* start Data extract *
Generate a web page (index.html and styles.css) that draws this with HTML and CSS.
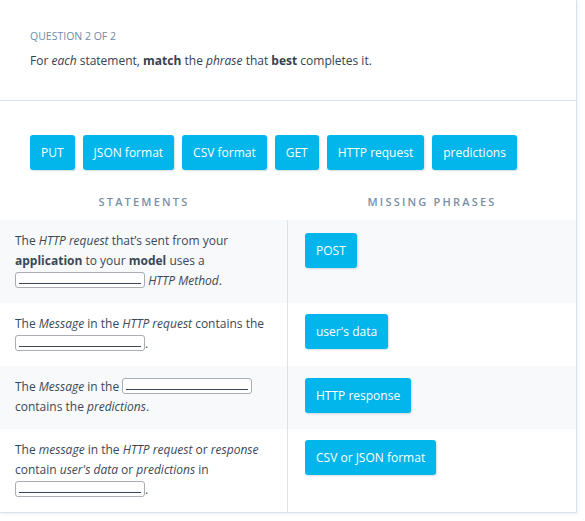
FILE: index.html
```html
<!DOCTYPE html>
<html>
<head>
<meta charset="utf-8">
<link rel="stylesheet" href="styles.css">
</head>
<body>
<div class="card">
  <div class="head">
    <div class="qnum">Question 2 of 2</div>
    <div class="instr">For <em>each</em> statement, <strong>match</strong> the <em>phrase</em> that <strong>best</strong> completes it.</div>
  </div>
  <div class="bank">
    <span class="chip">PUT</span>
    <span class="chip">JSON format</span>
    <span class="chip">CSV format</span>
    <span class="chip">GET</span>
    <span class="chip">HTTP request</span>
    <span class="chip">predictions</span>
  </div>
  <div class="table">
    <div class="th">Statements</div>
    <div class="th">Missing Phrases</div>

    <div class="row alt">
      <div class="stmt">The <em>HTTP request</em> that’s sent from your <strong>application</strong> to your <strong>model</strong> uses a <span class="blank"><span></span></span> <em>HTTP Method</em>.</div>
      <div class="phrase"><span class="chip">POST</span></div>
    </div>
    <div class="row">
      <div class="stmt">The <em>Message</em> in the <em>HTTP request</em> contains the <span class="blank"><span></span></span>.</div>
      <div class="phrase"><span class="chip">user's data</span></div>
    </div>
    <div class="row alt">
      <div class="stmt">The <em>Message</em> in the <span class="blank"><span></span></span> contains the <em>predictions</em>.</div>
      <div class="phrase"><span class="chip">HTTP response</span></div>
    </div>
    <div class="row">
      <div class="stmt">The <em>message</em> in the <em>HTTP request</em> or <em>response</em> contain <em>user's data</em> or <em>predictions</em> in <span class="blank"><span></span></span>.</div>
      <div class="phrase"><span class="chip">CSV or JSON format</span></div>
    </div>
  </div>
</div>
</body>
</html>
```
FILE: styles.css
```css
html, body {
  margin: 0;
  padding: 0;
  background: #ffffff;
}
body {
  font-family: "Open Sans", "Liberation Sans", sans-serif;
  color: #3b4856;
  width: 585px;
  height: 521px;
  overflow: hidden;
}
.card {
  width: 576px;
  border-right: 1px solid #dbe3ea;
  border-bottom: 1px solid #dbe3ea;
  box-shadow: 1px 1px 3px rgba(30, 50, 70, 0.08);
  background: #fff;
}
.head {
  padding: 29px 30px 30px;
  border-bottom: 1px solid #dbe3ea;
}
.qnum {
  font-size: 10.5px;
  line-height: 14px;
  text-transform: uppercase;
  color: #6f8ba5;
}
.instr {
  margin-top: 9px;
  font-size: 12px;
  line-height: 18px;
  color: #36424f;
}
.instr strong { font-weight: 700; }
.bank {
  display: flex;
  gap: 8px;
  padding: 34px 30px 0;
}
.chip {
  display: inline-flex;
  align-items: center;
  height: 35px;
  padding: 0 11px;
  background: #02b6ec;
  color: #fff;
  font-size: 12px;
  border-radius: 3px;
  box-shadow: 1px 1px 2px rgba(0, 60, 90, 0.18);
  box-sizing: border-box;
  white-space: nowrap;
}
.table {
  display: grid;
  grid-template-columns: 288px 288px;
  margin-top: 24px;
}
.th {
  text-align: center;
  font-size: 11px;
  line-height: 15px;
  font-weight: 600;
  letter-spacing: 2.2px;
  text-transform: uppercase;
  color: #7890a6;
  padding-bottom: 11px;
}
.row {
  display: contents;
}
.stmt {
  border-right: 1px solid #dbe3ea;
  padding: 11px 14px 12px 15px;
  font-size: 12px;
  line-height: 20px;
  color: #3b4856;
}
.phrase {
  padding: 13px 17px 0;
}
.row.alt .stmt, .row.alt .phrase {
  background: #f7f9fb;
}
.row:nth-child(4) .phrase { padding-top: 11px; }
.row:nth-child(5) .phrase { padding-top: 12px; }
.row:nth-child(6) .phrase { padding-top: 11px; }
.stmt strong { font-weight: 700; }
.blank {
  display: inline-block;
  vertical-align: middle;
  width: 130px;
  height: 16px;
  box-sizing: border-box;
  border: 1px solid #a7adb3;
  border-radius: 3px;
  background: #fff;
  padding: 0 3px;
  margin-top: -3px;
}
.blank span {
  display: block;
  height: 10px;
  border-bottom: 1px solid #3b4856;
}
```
* end Data extract *
Restate the whole of the material word for word without the pictures.

Generate a web page (index.html and styles.css) that draws this with HTML and CSS.
FILE: index.html
```html
<!DOCTYPE html>
<html>
<head>
<meta charset="utf-8">
<link rel="stylesheet" href="styles.css">
</head>
<body>
<div class="card">
  <div class="head">
    <div class="qnum">Question 2 of 2</div>
    <div class="instr">For <em>each</em> statement, <strong>match</strong> the <em>phrase</em> that <strong>best</strong> completes it.</div>
  </div>
  <div class="bank">
    <span class="chip">PUT</span>
    <span class="chip">JSON format</span>
    <span class="chip">CSV format</span>
    <span class="chip">GET</span>
    <span class="chip">HTTP request</span>
    <span class="chip">predictions</span>
  </div>
  <div class="table">
    <div class="th">Statements</div>
    <div class="th">Missing Phrases</div>

    <div class="row alt">
      <div class="stmt">The <em>HTTP request</em> that’s sent from your <strong>application</strong> to your <strong>model</strong> uses a <span class="blank"><span></span></span> <em>HTTP Method</em>.</div>
      <div class="phrase"><span class="chip">POST</span></div>
    </div>
    <div class="row">
      <div class="stmt">The <em>Message</em> in the <em>HTTP request</em> contains the <span class="blank"><span></span></span>.</div>
      <div class="phrase"><span class="chip">user's data</span></div>
    </div>
    <div class="row alt">
      <div class="stmt">The <em>Message</em> in the <span class="blank"><span></span></span> contains the <em>predictions</em>.</div>
      <div class="phrase"><span class="chip">HTTP response</span></div>
    </div>
    <div class="row">
      <div class="stmt">The <em>message</em> in the <em>HTTP request</em> or <em>response</em> contain <em>user's data</em> or <em>predictions</em> in <span class="blank"><span></span></span>.</div>
      <div class="phrase"><span class="chip">CSV or JSON format</span></div>
    </div>
  </div>
</div>
</body>
</html>
```
FILE: styles.css
```css
html, body {
  margin: 0;
  padding: 0;
  background: #ffffff;
}
body {
  font-family: "Open Sans", "Liberation Sans", sans-serif;
  color: #3b4856;
  width: 585px;
  height: 521px;
  overflow: hidden;
}
.card {
  width: 576px;
  border-right: 1px solid #dbe3ea;
  border-bottom: 1px solid #dbe3ea;
  box-shadow: 1px 1px 3px rgba(30, 50, 70, 0.08);
  background: #fff;
}
.head {
  padding: 29px 30px 30px;
  border-bottom: 1px solid #dbe3ea;
}
.qnum {
  font-size: 10.5px;
  line-height: 14px;
  text-transform: uppercase;
  color: #6f8ba5;
}
.instr {
  margin-top: 9px;
  font-size: 12px;
  line-height: 18px;
  color: #36424f;
}
.instr strong { font-weight: 700; }
.bank {
  display: flex;
  gap: 8px;
  padding: 34px 30px 0;
}
.chip {
  display: inline-flex;
  align-items: center;
  height: 35px;
  padding: 0 11px;
  background: #02b6ec;
  color: #fff;
  font-size: 12px;
  border-radius: 3px;
  box-shadow: 1px 1px 2px rgba(0, 60, 90, 0.18);
  box-sizing: border-box;
  white-space: nowrap;
}
.table {
  display: grid;
  grid-template-columns: 288px 288px;
  margin-top: 24px;
}
.th {
  text-align: center;
  font-size: 11px;
  line-height: 15px;
  font-weight: 600;
  letter-spacing: 2.2px;
  text-transform: uppercase;
  color: #7890a6;
  padding-bottom: 11px;
}
.row {
  display: contents;
}
.stmt {
  border-right: 1px solid #dbe3ea;
  padding: 11px 14px 12px 15px;
  font-size: 12px;
  line-height: 20px;
  color: #3b4856;
}
.phrase {
  padding: 13px 17px 0;
}
.row.alt .stmt, .row.alt .phrase {
  background: #f7f9fb;
}
.row:nth-child(4) .phrase { padding-top: 11px; }
.row:nth-child(5) .phrase { padding-top: 12px; }
.row:nth-child(6) .phrase { padding-top: 11px; }
.stmt strong { font-weight: 700; }
.blank {
  display: inline-block;
  vertical-align: middle;
  width: 130px;
  height: 16px;
  box-sizing: border-box;
  border: 1px solid #a7adb3;
  border-radius: 3px;
  background: #fff;
  padding: 0 3px;
  margin-top: -3px;
}
.blank span {
  display: block;
  height: 10px;
  border-bottom: 1px solid #3b4856;
}
```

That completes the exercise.